The real estate market is influenced by economic factors such as interest rates, employment rates, and overall economic growth, making it sensitive to changes in the economy.
Real estate investments can provide passive income through rental properties and potential appreciation in property value over time.
Financing options for real estate can vary widely, from conventional mortgages to government-backed loans and private financing solutions.
Public finance often involves real estate through municipal bonds that fund infrastructure projects, which can enhance property values and attract businesses.
Review Questions
How does real estate investment differ between personal finance and corporate finance?
In personal finance, real estate investment typically focuses on buying homes or rental properties for personal use or income generation. Individuals often rely on mortgages to finance these purchases. In contrast, corporate finance involves larger-scale investments in commercial properties or real estate development projects aimed at maximizing returns for shareholders. Corporations may leverage different financial instruments, such as real estate investment trusts (REITs), to diversify their portfolios and manage risks.
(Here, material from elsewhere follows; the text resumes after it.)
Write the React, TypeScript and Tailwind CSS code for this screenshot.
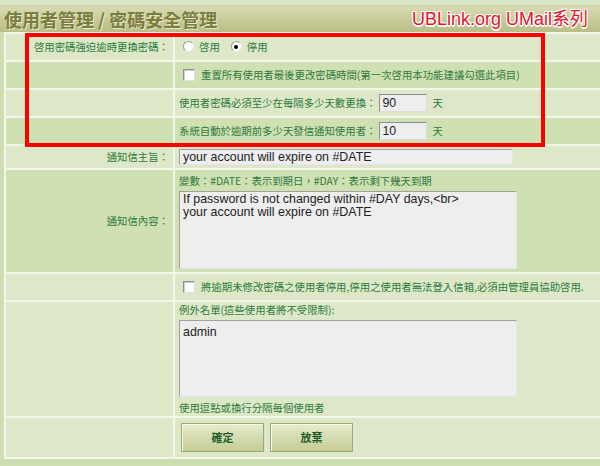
import React from "react";

const cjk = "font-['Noto_Sans_CJK_TC','Noto_Sans',sans-serif]";

function Radio({ checked }: { checked?: boolean }) {
  return (
    <span className="inline-flex h-[11px] w-[11px] items-center justify-center rounded-full border border-t-[#9a9a9a] border-l-[#9a9a9a] border-r-[#e8e8e8] border-b-[#e8e8e8] bg-white">
      {checked && <span className="h-[4px] w-[4px] rounded-full bg-black" />}
    </span>
  );
}

function Checkbox() {
  return (
    <span className="inline-block h-[12px] w-[12px] shrink-0 border border-t-[#8e8e8e] border-l-[#8e8e8e] border-r-[#e2e2e2] border-b-[#e2e2e2] bg-white shadow-[inset_1px_1px_0_#cfcfcf]" />
  );
}

function Row({
  label,
  dark,
  className,
  children,
}: {
  label?: string;
  dark?: boolean;
  className?: string;
  children: React.ReactNode;
}) {
  const bg = dark ? "bg-[#cfe0b3]" : "bg-[#dde8c8]";
  return (
    <div className={`grid grid-cols-[167px_1fr] gap-[2px] ${className ?? ""}`}>
      <div className={`${bg} flex items-center justify-end pr-[4px] text-[#2f7a3c]`}>{label}</div>
      <div className={`${bg} flex flex-col justify-center pl-[4px] text-[#2f7a3c]`}>{children}</div>
    </div>
  );
}

function SmallInput({ value }: { value: string }) {
  return (
    <span className="mx-[3px] inline-flex h-[18px] w-[48px] items-center border border-t-[#8d8d8d] border-l-[#8d8d8d] border-r-[#dcdcdc] border-b-[#dcdcdc] bg-[#eeeeee] pl-[2px] font-['Liberation_Sans',sans-serif] text-[12.4px] text-[#222]">
      {value}
    </span>
  );
}

export default function App() {
  return (
    <div className={`relative h-[466px] w-[600px] overflow-hidden bg-[#cddfb0] ${cjk} text-[10.4px]`}>
      <div className="h-[6px] border-b border-[#c4d3a8] bg-[#dbe6c6]" />
      <div className="flex h-[26px] items-center justify-between bg-gradient-to-b from-[#d9dbb4] via-[#c9cc9a] to-[#b9bd86] pl-[4px] pr-[12px]">
        <span className="text-[18px] font-bold text-[#7c7c3e] [text-shadow:1px_1px_0_#e6e8cc]">
          使用者管理 / 密碼安全管理
        </span>
        <span className="font-['Liberation_Sans','Noto_Sans_CJK_TC',sans-serif] text-[18px] text-[#e3142c] [text-shadow:-1px_-1px_0_#fff,1px_-1px_0_#fff,-1px_1px_0_#fff,1px_1px_0_#fff,0_2px_0_#fff]">
          UBLink.org UMail系列
        </span>
      </div>

      <div className="ml-[4px] flex flex-col gap-[2px] border-y-2 border-l-2 border-[#f3f7ea] bg-[#f3f7ea]">
        <Row label="啓用密碼強迫逾時更換密碼：" className="h-[26px]">
          <div className="flex items-center gap-[5px] pl-[4px]">
            <Radio />
            <span className="mr-[6px]">啓用</span>
            <Radio checked />
            <span>停用</span>
          </div>
        </Row>
        <Row dark className="h-[26px]">
          <div className="flex items-center gap-[6px] pl-[4px]">
            <Checkbox />
            <span>重置所有使用者最後更改密碼時間(第一次啓用本功能建議勾選此項目)</span>
          </div>
        </Row>
        <Row className="h-[26px]">
          <div className="flex items-center">
            <span>使用者密碼必須至少在每隔多少天數更換：</span>
            <SmallInput value="90" />
            <span className="ml-[2px]">天</span>
          </div>
        </Row>
        <Row dark className="h-[26px]">
          <div className="flex items-center">
            <span>系統自動於逾期前多少天發信通知使用者：</span>
            <SmallInput value="10" />
            <span className="ml-[2px]">天</span>
          </div>
        </Row>
        <Row label="通知信主旨：" className="h-[22px]">
          <div className="flex h-[16px] w-[334px] items-center border border-t-[#a0a0a0] border-l-[#a0a0a0] border-r-[#e6e6e6] border-b-[#e6e6e6] bg-[#eeeeee] pl-[3px] font-['Liberation_Sans',sans-serif] text-[12.4px] text-[#222]">
            your account will expire on #DATE
          </div>
        </Row>
        <Row label="通知信內容：" dark className="h-[102px]">
          <div className="mb-[2px]">變數：#DATE：表示到期日，#DAY：表示剩下幾天到期</div>
          <div className="h-[78px] w-[338px] border border-t-[#a0a0a0] border-l-[#a0a0a0] border-r-[#e6e6e6] border-b-[#e6e6e6] bg-[#eeeeee] px-[3px] pt-[1px] font-['Liberation_Sans',sans-serif] text-[12.4px] leading-[13px] text-[#222]">
            If password is not changed within #DAY days,&lt;br&gt;
            <br />
            your account will expire on #DATE
          </div>
        </Row>
        <Row className="h-[26px]">
          <div className="flex items-center gap-[6px] pl-[4px]">
            <Checkbox />
            <span>將逾期未修改密碼之使用者停用,停用之使用者無法登入信箱,必須由管理員協助啓用.</span>
          </div>
        </Row>
        <Row className="h-[114px]">
          <div className="mb-[2px]">例外名單(這些使用者將不受限制):</div>
          <div className="h-[77px] w-[338px] border border-t-[#a0a0a0] border-l-[#a0a0a0] border-r-[#e6e6e6] border-b-[#e6e6e6] bg-[#eeeeee] px-[3px] pt-[2px] font-['Liberation_Sans',sans-serif] text-[12.4px] text-[#222]">
            admin
          </div>
          <div className="mt-[3px]">使用逗點或換行分隔每個使用者</div>
        </Row>
        <Row className="h-[39px]">
          <div className="flex gap-[6px] pl-[2px]">
            {["確定", "放棄"].map((t) => (
              <button
                key={t}
                className="h-[29px] w-[83px] border border-[#9ea67a] bg-gradient-to-b from-[#e6ebcc] to-[#c4cc95] text-[11px] font-bold text-[#1f5e2a] shadow-[inset_1px_1px_0_#f6f8ea]"
              >
                {t}
              </button>
            ))}
          </div>
        </Row>
      </div>

      <div className="absolute left-[25px] top-[33px] h-[114px] w-[520px] border-[4px] border-[#ff0000]" />
    </div>
  );
}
Discuss the importance of real estate valuation in corporate finance decision-making processes.
Real estate valuation is crucial in corporate finance as it helps companies determine the worth of their property assets for balance sheet reporting and investment analysis. Accurate appraisals influence decisions regarding mergers and acquisitions, asset disposals, or financing options. Companies need to assess their real estate holdings' value to ensure they make informed decisions that align with their overall financial strategy while also maximizing shareholder value.
Evaluate the role of public finance in supporting real estate development and its broader economic implications.
Public finance plays a vital role in supporting real estate development through mechanisms such as tax incentives, grants, and municipal bonds. These financial tools enable governments to fund infrastructure improvements that enhance property values and attract new businesses. This development can lead to job creation and increased tax revenues for local governments. However, it's essential to consider potential trade-offs, such as the impact on community resources or gentrification effects on existing residents.
Related terms
property management: The operation, control, and oversight of real estate properties, ensuring they are well-maintained and financially viable.
mortgage: A type of loan specifically used to purchase real estate, where the property itself serves as collateral for the loan.
appraisal: An assessment of a property's value conducted by a qualified appraiser, often required when buying or selling real estate.